11.2 The Process for Profiling Complex Data Rules

11.2 The Process for Profiling Complex Data Rules

Figure 11.1 shows the process model for profiling data rules over sets of business objects. It is substantially the same as in the case of single-object data rules. The complexity of these rules and the semantic nature of them makes them not amenable to discovery. There is no step for the discovery of complex data rules.

Click To expand Figure 11.1: Process for profiling complex data rules.

Gathering Data

You can use the same sources you did with simple data rules. However, there are some differences in these rules, described in the sections that follow.

Source Code Scavenging

These types of rules are rarely scavenged from source code. Most rules embedded in code are rules that can be applied to a single transaction.
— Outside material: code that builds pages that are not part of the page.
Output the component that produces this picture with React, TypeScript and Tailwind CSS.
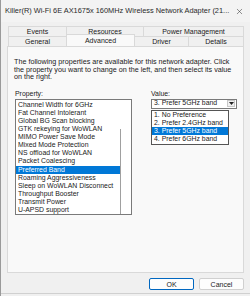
import { X } from "lucide-react";

const properties = [
  "Channel Width for 6GHz",
  "Fat Channel Intolerant",
  "Global BG Scan blocking",
  "GTK rekeying for WoWLAN",
  "MIMO Power Save Mode",
  "Mixed Mode Protection",
  "NS offload for WoWLAN",
  "Packet Coalescing",
  "Preferred Band",
  "Roaming Aggressiveness",
  "Sleep on WoWLAN Disconnect",
  "Throughput Booster",
  "Transmit Power",
  "U-APSD support",
];

const options = [
  "1. No Preference",
  "2. Prefer 2.4GHz band",
  "3. Prefer 5GHz band",
  "4. Prefer 6GHz band",
];

export default function App() {
  return (
    <div
      className="relative h-[296px] w-[250px] overflow-hidden border-l border-[#9a9a9a] bg-[#f0f0f0] text-[#1a1a1a]"
      style={{ fontFamily: '"Liberation Sans", Arial, sans-serif' }}
    >
      {/* title bar */}
      <div className="flex h-[22px] items-center justify-between bg-[#f3f3f3] pl-[4px] pr-[6px]">
        <span className="text-[7.4px] leading-none text-[#2a2a2a]">
          Killer(R) Wi-Fi 6E AX1675x 160MHz Wireless Network Adapter (21...
        </span>
        <X className="h-[9px] w-[9px] text-[#333]" strokeWidth={1.4} />
      </div>

      {/* tabs */}
      <div className="ml-[7px] mt-[4px] w-[236px] text-[7px] leading-none">
        <div className="flex h-[10px]">
          <div className="flex w-[59px] items-center justify-center border border-b-0 border-[#d9d9d9]">Events</div>
          <div className="flex w-[77px] items-center justify-center border border-b-0 border-l-0 border-[#d9d9d9]">Resources</div>
          <div className="flex flex-1 items-center justify-center border border-b-0 border-l-0 border-[#d9d9d9]">Power Management</div>
        </div>
        <div className="flex h-[10px] items-end">
          <div className="flex h-[10px] w-[59px] items-center justify-center border border-b-0 border-[#d9d9d9]">General</div>
          <div className="relative z-10 -mt-[2px] flex h-[12px] w-[68px] items-center justify-center border border-b-0 border-l-0 border-[#d9d9d9] bg-[#f9f9f9]">Advanced</div>
          <div className="flex h-[10px] w-[54px] items-center justify-center border border-b-0 border-l-0 border-[#d9d9d9]">Driver</div>
          <div className="flex h-[10px] flex-1 items-center justify-center border border-b-0 border-l-0 border-[#d9d9d9]">Details</div>
        </div>
      </div>

      {/* panel */}
      <div className="ml-[6px] h-[227px] w-[237px] border border-[#d9d9d9] bg-[#f9f9f9] px-[6px] pt-[11px] text-[6.9px]">
        <p className="pr-[4px] text-[7.2px] leading-[7.6px]">
          The following properties are available for this network adapter. Click the property you want to change on the left, and then select its value on the right.
        </p>

        <div className="mt-[9px] flex">
          <div className="ml-[1px] w-[117px]">
            <div className="leading-[7px]">Property:</div>
            <div className="mt-[2px] flex h-[116px] border border-[#7a7a7a] bg-white">
              <div className="flex-1 pt-[1px]">
                {properties.map((p) => (
                  <div
                    key={p}
                    className={
                      p === "Preferred Band"
                        ? "h-[8.1px] bg-[#0078d7] pl-[2px] leading-[8.1px] text-white"
                        : "h-[8.1px] pl-[2px] leading-[8.1px]"
                    }
                  >
                    {p}
                  </div>
                ))}
              </div>
              <div className="w-[11px] bg-white">
                <div className="mt-[29px] h-[85px] border-l border-[#a0a0a0]" />
              </div>
            </div>
          </div>

          <div className="ml-[19px] w-[86px]">
            <div className="leading-[7px]">Value:</div>
            <div className="mt-[2px] flex h-[10px] items-center border border-[#7a7a7a] bg-white pl-[2px]">
              <span className="flex-1 leading-none">3. Prefer 5GHz band</span>
              <div className="mr-[1px] flex h-[7px] w-[8px] items-center justify-center border border-[#c8c8c8] bg-[#f0f0f0]">
                <svg width="5" height="3" viewBox="0 0 5 3">
                  <path d="M0 0h5L2.5 3z" fill="#222" />
                </svg>
              </div>
            </div>
            <div className="mt-[1px] w-[78px] border border-[#555] bg-white py-[0.5px]">
              {options.map((o) => (
                <div
                  key={o}
                  className={
                    o.startsWith("3.")
                      ? "h-[8px] bg-[#0078d7] pl-[2px] leading-[8px] text-white"
                      : "h-[8px] pl-[2px] leading-[8px]"
                  }
                >
                  {o}
                </div>
              ))}
            </div>
          </div>
        </div>
      </div>

      {/* buttons */}
      <div className="mr-[6px] mt-[5px] flex justify-end gap-[5px] text-[7px]">
        <button className="h-[12px] w-[45px] rounded-[2px] border border-[#0067c0] bg-[#fdfdfd] leading-none">OK</button>
        <button className="h-[12px] w-[45px] rounded-[2px] border border-[#d0d0d0] bg-[#fdfdfd] leading-none">Cancel</button>
      </div>

      <div className="absolute bottom-[2px] left-0 right-0 border-t border-[#d0d0d0]" />
    </div>
  );
}
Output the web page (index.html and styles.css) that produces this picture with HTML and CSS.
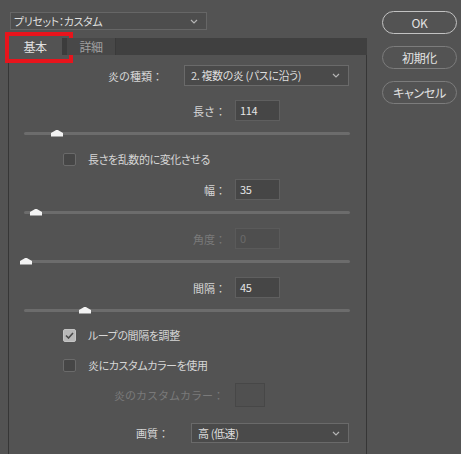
FILE: index.html
```html
<!DOCTYPE html>
<html lang="ja">
<head>
    <meta charset="UTF-8">
    <meta name="viewport" content="width=device-width, initial-scale=1.0">
    <title>炎</title>
    <link rel="stylesheet" href="styles.css">
</head>
<body>
    <div class="dialog">
        <div class="main">
            <div class="select preset">
                <span>プリセット：カスタム</span>
                <svg class="chev" width="8" height="5" viewBox="0 0 8 5"><polyline points="1,1 4,4 7,1"/></svg>
            </div>

            <div class="tabs">
                <div class="tab active">基本<span class="mark"></span></div>
                <div class="tab">詳細</div>
            </div>

            <div class="panel">
                <div class="row type-row">
                    <span class="label">炎の種類：</span>
                    <div class="select type-select">
                        <span>2. 複数の炎 (パスに沿う)</span>
                        <svg class="chev" width="8" height="5" viewBox="0 0 8 5"><polyline points="1,1 4,4 7,1"/></svg>
                    </div>
                </div>

                <div class="row num-row first">
                    <span class="label">長さ：</span>
                    <div class="num-box">114</div>
                </div>
                <div class="slider"><div class="track"><span class="thumb" style="left: 27px"></span></div></div>

                <div class="row check-row random">
                    <span class="check"></span>
                    <span>長さを乱数的に変化させる</span>
                </div>

                <div class="row num-row width-row">
                    <span class="label">幅：</span>
                    <div class="num-box">35</div>
                </div>
                <div class="slider"><div class="track"><span class="thumb" style="left: 6px"></span></div></div>

                <div class="row num-row disabled">
                    <span class="label">角度：</span>
                    <div class="num-box">0</div>
                </div>
                <div class="slider"><div class="track"><span class="thumb" style="left: -4px"></span></div></div>

                <div class="row num-row">
                    <span class="label">間隔：</span>
                    <div class="num-box">45</div>
                </div>
                <div class="slider"><div class="track"><span class="thumb" style="left: 55px"></span></div></div>

                <div class="row check-row loop">
                    <span class="check checked">
                        <svg width="9" height="7" viewBox="0 0 9 7"><polyline points="1,3.5 3.5,6 8,1"/></svg>
                    </span>
                    <span>ループの間隔を調整</span>
                </div>

                <div class="row check-row custom">
                    <span class="check"></span>
                    <span>炎にカスタムカラーを使用</span>
                </div>

                <div class="row swatch-row disabled">
                    <span class="label">炎のカスタムカラー：</span>
                    <div class="swatch"></div>
                </div>

                <div class="row quality-row">
                    <span class="label">画質：</span>
                    <div class="select quality-select">
                        <span>高 (低速)</span>
                        <svg class="chev" width="8" height="5" viewBox="0 0 8 5"><polyline points="1,1 4,4 7,1"/></svg>
                    </div>
                </div>
            </div>
        </div>

        <div class="side">
            <button class="btn default">OK</button>
            <button class="btn">初期化</button>
            <button class="btn">キャンセル</button>
        </div>
    </div>
</body>
</html>
```

FILE: styles.css
```css
html, body {
    height: 100%;
}
body {
    margin: 0;
    background-color: #535353;
    color: #d6d6d6;
    font-family: "Noto Sans CJK JP", "Noto Sans", sans-serif;
    font-size: 11px;
    letter-spacing: -0.4px;
    font-feature-settings: "palt";
    overflow: hidden;
}
.dialog {
    display: flex;
    height: 100%;
}
.main {
    width: 367px;
    display: flex;
    flex-direction: column;
}

/* dropdowns */
.select {
    display: flex;
    align-items: center;
    justify-content: space-between;
    box-sizing: border-box;
    background-color: #4a4a4a;
    border: 1px solid #6a6a6a;
    color: #dedede;
    line-height: 1;
    padding: 0 8px 0 6px;
}
.chev {
    fill: none;
    stroke: #b4b4b4;
    stroke-width: 1.2;
}
.preset {
    margin: 12px 0 0 10px;
    width: 197px;
    height: 18px;
    padding-left: 3px;
    background-color: #4d4d4d;
    border-color: #666;
}

/* tabs */
.tabs {
    display: flex;
    margin: 8px 0 0 8px;
    height: 17px;
    background-color: #404040;
}
.tab {
    position: relative;
    width: 48px;
    text-align: center;
    line-height: 17px;
    font-size: 12px;
    color: #a0a0a0;
    background-color: #484848;
    border-left: 5px solid #3c3c3c;
    border-right: 1px solid #3a3a3a;
}
.tab.active {
    width: 54px;
    color: #e2e2e2;
    background-color: #535353;
    border: none;
}
.mark {
    position: absolute;
    left: -3px;
    top: -6px;
    width: 60px;
    height: 23px;
    border: 4px solid #e8141c;
}

.panel {
    flex: 1;
    margin-left: 8px;
    border-left: 1px solid #363636;
    border-right: 1px solid #363636;
    padding-top: 10px;
}

.row {
    display: flex;
    align-items: center;
}
/* labels keep full-width colons, so the colon sits apart from the text */
.label {
    text-align: right;
    flex-shrink: 0;
    letter-spacing: 0;
    font-feature-settings: normal;
}
.disabled {
    color: #7a7a7a;
}

.type-select {
    width: 165px;
    height: 21px;
}
.type-row .label {
    width: 154px;
    margin-right: 21px;
}

.num-row {
    height: 21px;
    margin-top: 4px;
}
.num-row.first {
    margin-top: 14px;
}
.num-row.width-row {
    margin-top: 13px;
}
.num-row .label {
    width: 217px;
    margin-right: 9px;
}
.num-box {
    box-sizing: border-box;
    width: 45px;
    height: 21px;
    padding-left: 4px;
    line-height: 19px;
    background-color: #464646;
    border: 1px solid #5f5f5f;
    color: #e4e4e4;
}
.disabled .num-box {
    background-color: #4e4e4e;
    border-color: #5a5a5a;
    color: #6a6a6a;
}

/* sliders */
.slider {
    height: 24px;
    display: flex;
    align-items: center;
    padding-left: 15px;
}
.track {
    position: relative;
    width: 326px;
    height: 3px;
    border-radius: 2px;
    background-color: #6c6c6c;
}
.thumb {
    position: absolute;
    top: -2px;
    width: 12px;
    height: 7px;
    background-color: #f2f2f2;
    clip-path: polygon(50% 0, 100% 50%, 100% 100%, 0 100%, 0 50%);
}

/* checkboxes */
.check-row {
    height: 14px;
    padding-left: 54px;
}
.check-row.random {
    margin-top: 7px;
}
.check-row.loop {
    margin-top: 6px;
}
.check-row.custom {
    margin-top: 16px;
}
.check {
    box-sizing: border-box;
    width: 13px;
    height: 13px;
    margin-right: 12px;
    border: 1px solid #6a6a6a;
    border-radius: 2px;
    background-color: #464646;
    display: flex;
    align-items: center;
    justify-content: center;
}
.check.checked {
    background-color: #b8b8b8;
    border-color: #c4c4c4;
}
.check svg {
    fill: none;
    stroke: #4a4a4a;
    stroke-width: 1.6;
}

.swatch-row {
    margin-top: 11px;
}
.swatch-row .label {
    width: 215px;
    margin-right: 11px;
}
.swatch {
    box-sizing: border-box;
    width: 30px;
    height: 24px;
    border: 1px solid #474747;
    background-color: #505050;
}

.quality-row {
    margin-top: 16px;
}
.quality-row .label {
    width: 160px;
    margin-right: 22px;
}
.quality-select {
    width: 158px;
    height: 20px;
}

/* buttons */
.side {
    display: flex;
    flex-direction: column;
    gap: 12px;
    margin: 11px 0 0 15px;
}
.btn {
    width: 75px;
    height: 23px;
    padding: 0;
    border: 1px solid #7c7c7c;
    border-radius: 12px;
    background-color: #535353;
    color: #e2e2e2;
    font-family: inherit;
    font-size: 12px;
    letter-spacing: -0.3px;
    font-feature-settings: "palt";
}
.btn.default {
    border-color: #c2c2c2;
}
```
Rarely does source code perform checks that involve extensive checking of an entire database before it allows a transaction to execute.

Some of these rules require that a period of time elapse before all data is present to process the rule. These types of rules cannot be executed on a transaction basis but must be executed whenever it is thought that the collection is complete. This means that if you intend to look for rules in source code, look for programs that run against the database at the end of a week, month, quarter, or some time interval.

Database-Stored Procedures

Complex data rules are almost never embedded in database procedure logic. Database-stored procedure logic generally involves only the data of a single transaction or only one instance of a business object. Data rules over sets of business objects normally do not fit this model.

Business Procedures

Business procedures will also generally be lacking because they concern themselves mostly with processing a single transaction. Sometimes they come into play when considering objects that have a characteristic that cannot invade the space of another object. This is discussed later.

Speculation

The most fruitful source of rules is again speculation: sitting down with the business analysts and subject matter experts and building data rules that should hold true over a collection of data.

Testing Data Rules

Data rules are crafted and then executed against the data to find violations. This is not anything new. What is new is that you are looking at sets of business objects and not individual objects. This requires that the data you use to test against must contain all relevant data. Taking samples may result in violations that are not true violations. In addition, extracting the data for data profiling at the wrong time can also result in the data being incomplete relative to the grouping function. For example, if the grouping function is MONTHLY, you cannot take the data for only part of a month; you have to wait for the month to end and get it all.

Validation of Output Data

As before, the results need to be examined by the same team of analysts and business experts to determine if the data rule is correct and to determine the meaning of violations. Accepted data rules need to be recorded in the data profiling repository. Data violations need to be converted to data issues if they warrant it.